RECC.test=sapply(recc_predicted@items,unlist)
dim(RECC.test)
colnames(RECC.test)=unique(users_test)



##========================================##
##== User-based Collaborative Filtering ==##
##========================================##

# For IBCF, the algorithm was based on items and the steps to identify
# recommendations were as follows:
# • Identify similar items that are purchased by the same people
# • Recommend to a new user the items that are similar to its purchases

# For UBCF, we will use the opposite approach. First, given a new user, we will
# identify its similar users. Then, we will recommend the top-rated items purchased by
# similar users. This approach is called user-based collaborative filtering. 

# For each new user, these are the steps:
# 1. Measure how similar each user is to the new one: cosin and pearson.
# 2. Identify the most similar users. The options are:
#   (2.1) Take account of the top k users (k-nearest_neighbors)
#   (2.2) Take account of the users whose similarity is above a defined threshold
# 3. Rate the items purchased by the most similar users.
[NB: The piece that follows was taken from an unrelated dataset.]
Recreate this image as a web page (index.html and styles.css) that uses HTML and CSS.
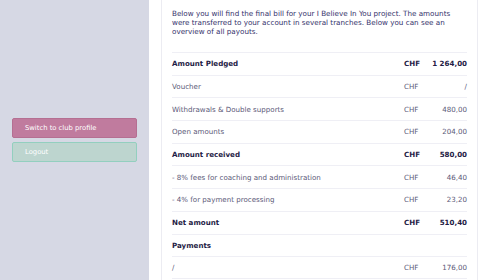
FILE: index.html
```html
<!DOCTYPE html>
<html lang="en">
<head>
    <meta charset="UTF-8">
    <meta name="viewport" content="width=device-width, initial-scale=1.0">
    <title>Final bill</title>
    <link rel="stylesheet" href="styles.css">
</head>
<body>
    <aside class="sidebar">
        <button class="side-btn switch-btn">Switch to club profile</button>
        <button class="side-btn logout-btn">Logout</button>
    </aside>

    <main class="content">
        <div class="bill-card">
            <p class="intro">Below you will find the final bill for your I Believe In You project. The amounts were transferred to your account in several tranches. Below you can see an overview of all payouts.</p>

            <div class="bill-table">
                <div class="bill-row total">
                    <span class="label">Amount Pledged</span>
                    <span class="currency">CHF</span>
                    <span class="amount">1 264,00</span>
                </div>
                <div class="bill-row">
                    <span class="label">Voucher</span>
                    <span class="currency">CHF</span>
                    <span class="amount">/</span>
                </div>
                <div class="bill-row">
                    <span class="label">Withdrawals &amp; Double supports</span>
                    <span class="currency">CHF</span>
                    <span class="amount">480,00</span>
                </div>
                <div class="bill-row">
                    <span class="label">Open amounts</span>
                    <span class="currency">CHF</span>
                    <span class="amount">204,00</span>
                </div>
                <div class="bill-row total">
                    <span class="label">Amount received</span>
                    <span class="currency">CHF</span>
                    <span class="amount">580,00</span>
                </div>
                <div class="bill-row">
                    <span class="label">- 8% fees for coaching and administration</span>
                    <span class="currency">CHF</span>
                    <span class="amount">46,40</span>
                </div>
                <div class="bill-row">
                    <span class="label">- 4% for payment processing</span>
                    <span class="currency">CHF</span>
                    <span class="amount">23,20</span>
                </div>
                <div class="bill-row total">
                    <span class="label">Net amount</span>
                    <span class="currency">CHF</span>
                    <span class="amount">510,40</span>
                </div>
                <div class="bill-row total">
                    <span class="label">Payments</span>
                    <span class="currency"></span>
                    <span class="amount"></span>
                </div>
                <div class="bill-row">
                    <span class="label">/</span>
                    <span class="currency">CHF</span>
                    <span class="amount">176,00</span>
                </div>
            </div>
        </div>
    </main>
</body>
</html>
```

FILE: styles.css
```css
/* Base */
body {
    margin: 0;
    padding: 0;
    background: white;
    font-family: 'DejaVu Sans', sans-serif;
    color: #2b2855;
    display: flex;
    height: 100vh;
    overflow: hidden;
}

/* Sidebar */
.sidebar {
    width: 149px;
    flex-shrink: 0;
    background-color: #d6d8e4;
    display: flex;
    flex-direction: column;
    justify-content: center;
    gap: 4px;
    padding: 0 12px;
    box-sizing: border-box;
}

.side-btn {
    height: 20px;
    padding: 0 0 0 12px;
    border-radius: 2px;
    color: white;
    font-family: inherit;
    font-size: 6.8px;
    text-align: left;
    cursor: pointer;
}

.switch-btn {
    background-color: #c07b9e;
    border: 1px solid #b56f92;
}

.logout-btn {
    background-color: #bdd5cf;
    border: 1px solid #93cfbf;
}

/* Content */
.content {
    flex: 1;
    padding: 0 22px 0 12px;
}

.bill-card {
    height: 100%;
    border-left: 1px solid #ececf2;
    border-right: 1px solid #ececf2;
    padding: 9px 10px 0 10px;
    box-sizing: border-box;
}

.intro {
    margin: 0 0 16px;
    font-size: 7.2px;
    line-height: 9px;
    color: #34316a;
}

/* Bill table */
.bill-row {
    display: grid;
    grid-template-columns: 1fr 25px 38px;
    align-items: center;
    height: 22.7px;
    border-top: 1px solid #efeff5;
    box-sizing: border-box;
    font-size: 7.1px;
    color: #5b5978;
}

.bill-row:last-child {
    border-bottom: 1px solid #efeff5;
}

.bill-row .amount {
    text-align: right;
}

.bill-row.total {
    font-weight: bold;
    color: #1f1c45;
}
```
The rating is the average
# rating among similar users and the approaches are:
#   (3.1) Average rating
#   (3.2) Weighted average rating, using the similarities as weights
# 4. Pick the top-rated items.
# Like we did in the previous chapter, we will build a training and a test set.

# Now, we can start building the model directly.
recommender_models <- recommenderRegistry$get_entries(dataType = "realRatingMatrix")

recommender_models$UBCF_realRatingMatrix$parameters

df_parameters <- data.frame(
  parameter = names(recommender_models$UBCF_realRatingMatrix$parameters),
  default = unlist(recommender_models$UBCF_realRatingMatrix$parameters)
)
rownames(df_parameters) <- NULL
pander(head(df_parameters))

#Some relevant parameters are:
# (1) method: This shows how to compute the similarity between users
# (2) nn: This shows the number of similar users
# Let's build a recommender model leaving the parameters to their defaults:

recc.output <- Recommender(data = reccTrain, method = "UBCF")
recc.output

# Let's extract some details about the model using getModel:
model_details <- getModel(recc.output)

# Let's take a look at the components of the model:	
names(model_details)

pander(data.frame(element = names(model_details)))

# Apart from the description and parameters of model, model_details contains a
# data slot:
model_details$data

# The model_details$data object contains the rating matrix. The reason is that UBCF
# is a lazy-learning technique, which means that it needs to access all the data to
# perform a prediction.

##================================================##
## Applying the recommender model on the test set ##
##================================================##
# Like IBCF, we determine the top 6 recommendations for each new user:
n_recommended <- 7
recc_predicted <- predict(object = recc.output, 
                          newdata = reccTest,
                          n = n_recommended)
recc_predicted

# We can define a matrix with the recommendations to the test set users:
recc_matrix <- sapply(recc_predicted@items, function(x){
  colnames(ratings_movies)[x]
})
dim(recc_matrix)

# Let's take a look at the first four users:	
## recc_matrix[, 1:4]

pander(recc_matrix[, 1:4])


# We can also compute how many times each movie got recommended and build the
# related frequency histogram. 
# The following image displays the distribution of the numbers of items for UBCF:
number_of_items <- factor(table(recc_matrix))
dev.new(); qplot(number_of_items) + 
  ggtitle("Distribution of the number of items for UBCF")

# Compared with the IBCF, the distribution has a longer tail. This means that there are
# some movies that are recommended much more often than the others. The maximum
# is 29, compared with 11 for IBCF.

# Let's take a look at the top titles:
number_of_items_sorted <- sort(number_of_items, decreasing = TRUE)
number_of_items_top <- head(number_of_items_sorted, n = 4)
table_top <- data.frame(
  names(number_of_items_top),
  number_of_items_top)

table_top

pander(table_top)

# Comparing the results of UBCF with IBCF helps in understanding the algorithm
# better. 
# (1) UBCF needs to access the initial data, so it is a lazy-learning model. 
# Since it needs to keep the entire database in memory, it doesn't work well for big rating matrix. 
# (2) Also, building the similarity matrix requires a lot of computing power and time.

# However, UBCF's accuracy is proven to be slightly more accurate than IBCF, so it's a
# good option if the dataset is not too big.